Organized by Kerala Bureau of Industrial Promotion, the fair was inaugurated by Elamaram Kareen, State Minister for Industries & Commerce. Apparel Global Consulting (AGC) was appointed as business sourcing agent by the Texfair organisers. According to G. Manikandan, CEO, AGC, the selection of people from different clusters were chosen by him. Buying agencies and liaison offices in Chennai, Bangalore, Erode and Tirupur were invited to visit the fair. With intense follow-up the fair saw Direct Domestic Retailers and Agents from Coimbatore, Mumbai, Chennai and Bangalore, fabric sourcing people for domestic conversion and export garment production along with apparel and RMG exporters sourcing home textiles for their existing customers presently from Karur and similar centres.
“We invited various Textile Organisations in Tirupur and Coimbatore to visit the fair which could build more awareness among the industry fraternity. President, Tirupur Export Knit Printer’s Association and President, Tirupur Industrial Federation also visited the fair on our invitation,” informed Mani. Talking about Kannur as a potential sourcing hub Mani says, “The current issues in Tirupur garment industry is forcing the buyers of various regions in India to expand and diversify their sourcing range to Karur, Salem, Delhi/NCR, Ludhiana and Jaipur and they consider Kannur as one of the prominent and possible extensions.” Besides, the textile exhibitors, AGC also brought in 21 participants from the support industry from places like Tirupur, Karur, Bangalore and New Delhi covering sewing machines, embroidery machines, ironing machines, printing and fusing, non-woven bag making machine, lab equipments, to mention a few.

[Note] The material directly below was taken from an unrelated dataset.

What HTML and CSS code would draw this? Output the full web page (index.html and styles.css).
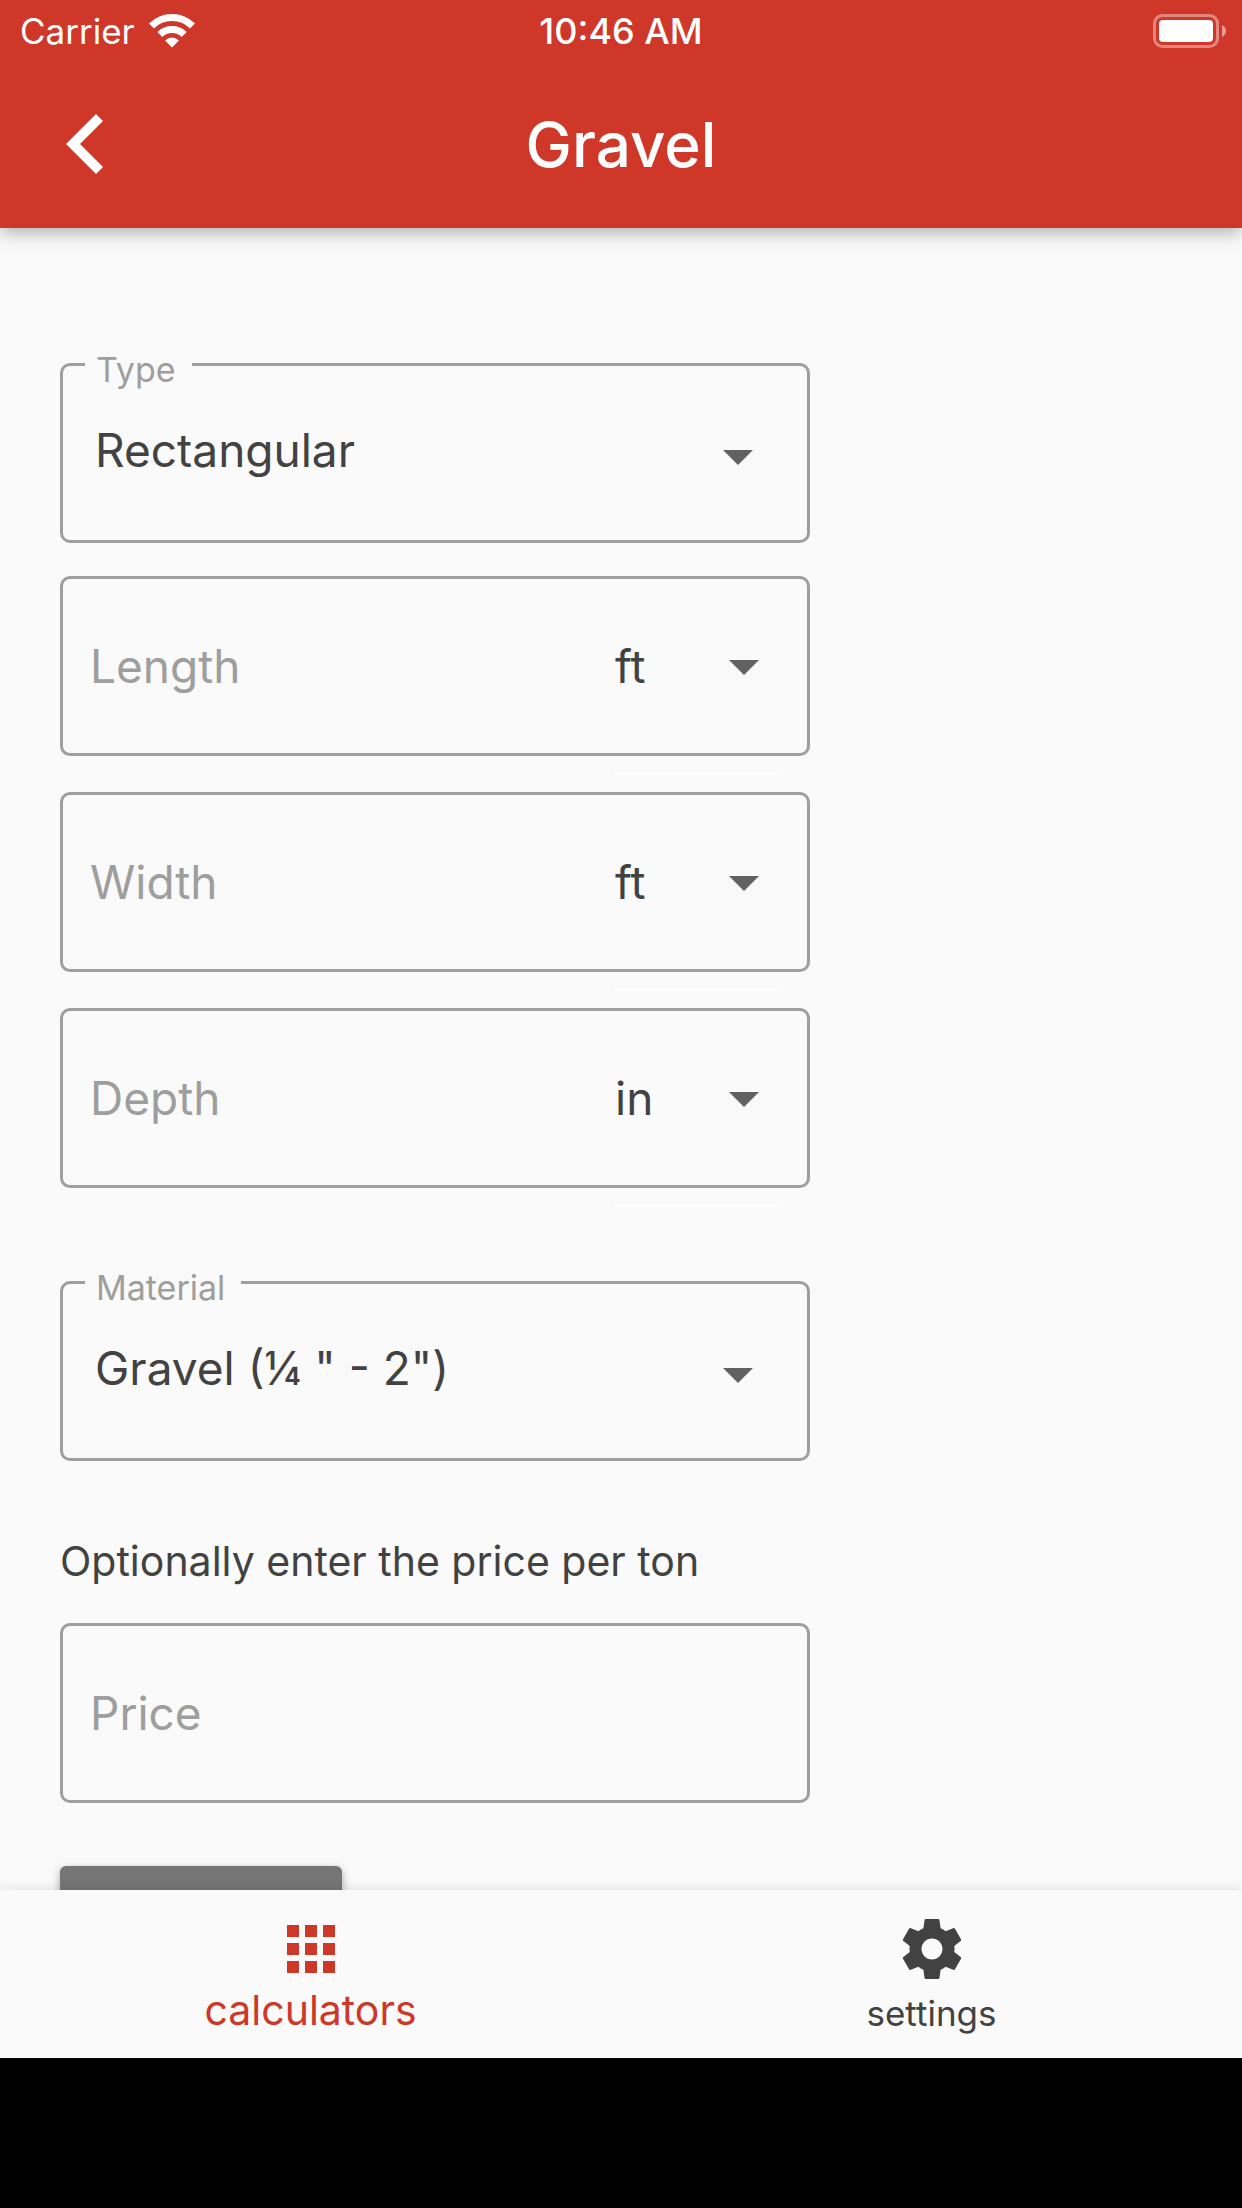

[bleft]The manufacturers of Kannur will have to think seriously how to cut down their overheads and improve their productivity to reach the price levels which buyers are looking for. Their products are no doubt good but if they cannot meet the buyer’s price points then how would they get orders?[/bleft]
The feedback which Team Apparel Online received from the buyers raises a lot of questions pertaining to this textile hub. Most of the buyers said that though the products on display were good, however the prices and quantity are a big constraint. G. Savithri, Owner, A&A Fashions, an exporter from Tirupur says, “We manufacture organic knitted garments, primarily for kids. I really like the herbal dyed fabrics as it would complement my organic collection but the price of fabrics is really high. We cannot do costing with this kind of price points.” The other aspect which Savithri highlighted was small volumes. “The exhibitors here can supply only very small volumes. I am also looking for just 1000 pieces in terry towels, even that order they cannot take. One of the manufacturers told me that he weaves just 3 terry towels in a day. In 35 days he can make only 50 towels!”
Some of the buying office heads too found the rates very high. S. Srinivasan, Country Head India Operations, Mulitex Ltd., Chennai shares, “If I compare the fabric price of Kannur with Erode and Salem, it is 20-30% high. These manufacturers really have to pull up their socks if they want to cater to international market. They have to change their mindsets and upgrade their manufacturing set-ups.” Mulitex is a Hong Kong-based trading house having liaison office in Bangladesh, Indonesia, Vietnam and India. The Indian liaison office is sourcing a lot of knits, men’s T-shirt, yarn dyed and plain dyed polos from Tirupur and piques, jerseys from Ludhiana. Mulitex’s major exporting countries are Latin and South America.
A.S. Shanmugavel, General Manager, Wamer Fashion, a Tirupur-based buying office, had similar views. “No doubt the products are good but this hub still has a long way to go to cater to the export market. They are largely producing handlooms, which has demand in the overseas market but if prices are not competitive then who can afford to buy their products?”
Sreekanth Bhatt, Promoter, SMS Sourcing, Bangalore, sourcing for both domestic and international brands comments, “Since I am catering to both the domestic brands like Flying Machine, Arrow, Belmonte and international brands such as Fila, Russel, Ocean Pacific to mention a few, I keep exploring new sourcing hubs. Kannur’s offerings are no doubt good but prices are quite high.”
Mani absolutely agreed with the feedback Apparel Online received from the visitors. “We got the same feedback in last year’s edition too. The manufacturers of Kannur will have to think seriously how to cut down their overheads and improve their productivity to reach the price levels which buyers are looking for. Their products are no doubt good but if they cannot meet the buyer’s price points then how would they get orders?” He adds, “We can only show the world the range of products that this region makes to create a demand, but to translate it into viable business in the challenge.”
One thing is clear, that Kerala’s Government with its implementing agency KINFRA is seriously working to uplift this hub as one of the promising destinations for cotton fabrics and made-ups. Now it’s the time for the fabric weavers to take advantage of this golden opportunity which is being served to them on a golden platter.